Eyes and Naive Bayes

During medical school, I conducted some research involving the cornea and its viability as donation tissue. When a cornea is harvested from a donor, an eye bank analyzes and prepares it for further use as a research specimen or a transplant candidate. The dataset I was looking at came from a large eye bank and it contained a great amount of detail for each cornea and its donor. We looked at three major diseases affecting the eye: diabetes, glaucoma, and cataracts (patients who had cataract surgery). Our measure of ocular quality correlated with endothelial cell counts (ECC). Endothelial cells drain water from and provide nutrients to the cornea, which is vital to eye health.

Plan and Preparing the Data

During school, I found myself interested in machine learning and neural networks. I delved into various courses and found several practice problems online. Finally, I felt confident enough to apply my knowledge to the eye bank dataset. Here was my plan of attack:

• Figure out which features in the dataset determine ECC
• Clean the data for a machine learning algorithm
• Create a model that can classify the quality of the cornea based on the features

Instead of considering only the three diseases above, I decided to analyze the entire column that contained the medical history. Each record contained the patient’s “recent medical history”, which was the cause of death, and “past medical history”, which contained the rest of the patient’s medical conditions and surgeries. My goal was to figure out which terms in this column correlated with “adequate” (>2000) and “inadequate” ECC (<2000). The data required a lot of cleaning and standardizing, e.g., many of the diseases were listed by their full name and their abbreviations (hypertension and HTN). I wrote a script to standardize some of the more common diseases.

Training vs Test Set

I first wanted to separate our data into training and test sets. Ultimately, the model was to be used on real data. If a model is tested on the same data it was trained on, it may give an optimistic picture of how well it works.

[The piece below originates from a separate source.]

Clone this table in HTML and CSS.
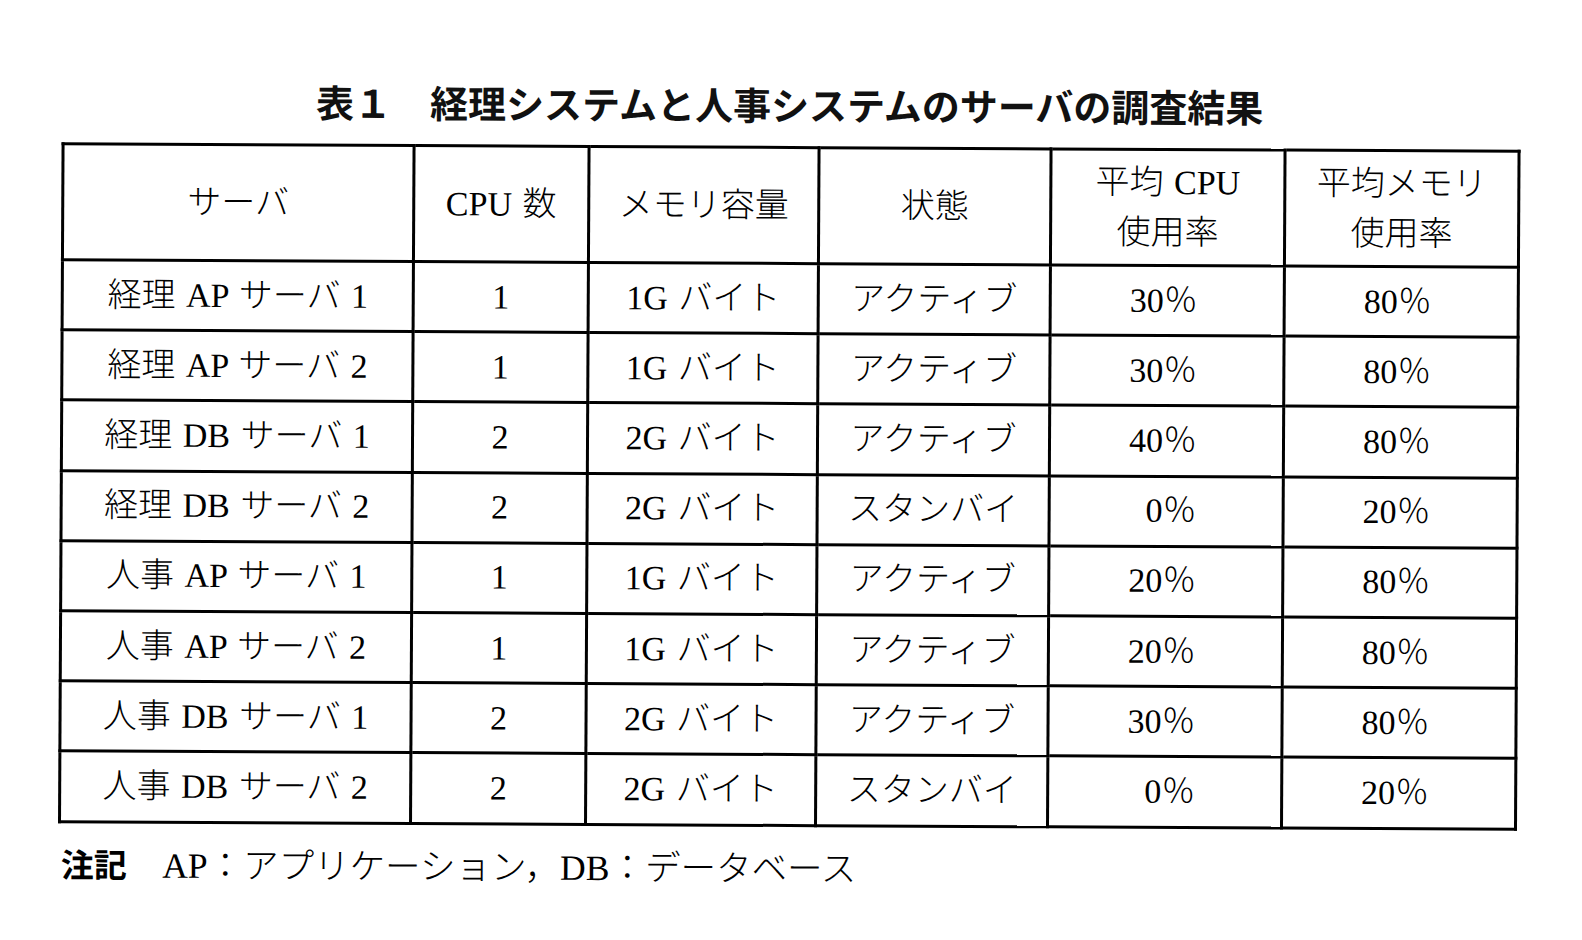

The model needed to generalize to data it has not seen before so 20% of the data was reserved as a test set.

CountVectorizer

The medical history columns had to be vectorized to be used to train machine learning models. I used scikit-learn’s CountVectorizer to handle turning the text data into a special type of array. The first step in this process is assigning an integer, a “token”, for every word that appears in the text column. Then, we count up the number of times each token occurs in each donor’s medical history. Each of these counts is a row representing the original text input or a feature vector for the more technical. For example, let's consider the dataset below of two sentences.

I am in the United States

The United States borders Canada

The vectorized form of this dataset is below:

Each word that appears in the dataset is thrown into a “bag of words.” The unique word is now a feature or a column in the output array. The numbers in the array represent the number of times each word appeared in the original text input. I checked the number of features the eye bank medical history data would have.

vectorized feature count:  13773

The feature count of our array is 13773. In other words, we have 13773 individual words in our dataset. If a donor’s medical history was “diabetes, acne, and hypertension”, the corresponding row would have 3 “1”’s and 13770 “0”’s. That’s a lot of memory used for a relatively small amount of information. Instead, we use the sparse matrix. This saves just the positives of our instance vectorization. If diabetes was the 300th word, acne the 345th word, and hypertension the 12456th word, the sparse matrix would just save those positions in the row. We’ve now saved a huge amount of memory and ultimately compute time. The data is ready to be used to train models.

Multinomial Naive Bayes

I used the multinomial naive Bayes machine learning algorithm for my eye classification. The features of a naive Bayes model are all conditionally independent of each other. Let’s imagine that a person could have two common diseases, chronic obstructive pulmonary disease (COPD) and gastroesophageal reflux disease (GERD). Now let’s say that person was a smoker. The diseases COPD and GERD are conditionally independent if knowing the person was a smoker, knowing the person had COPD would not change the likelihood of that person having GERD and vice versa. In other words, the chance of a smoker having GERD is the same regardless of him having COPD, and the chance of him having COPD is the same regardless of him having GERD. This may not necessarily be true, but the naive Bayes model assumes this to be true and performs pretty well.

Now for the grand finale! Let’s run train the model, test it, and calculate its accuracy.

Naive Bayes accuracy_score:
0.935534222483

I am pretty satisfied with this score considering we have used the default parameters on our algorithms. There’s plenty of room for improvement, and if we incorporate medications and used adjust the n-gram range of our CountVectorizer we may improve our accuracy.

This was a fun experiment in machine learning and I’m glad it was able to help me perform worthwhile research. It was one of my first forays in this exciting field.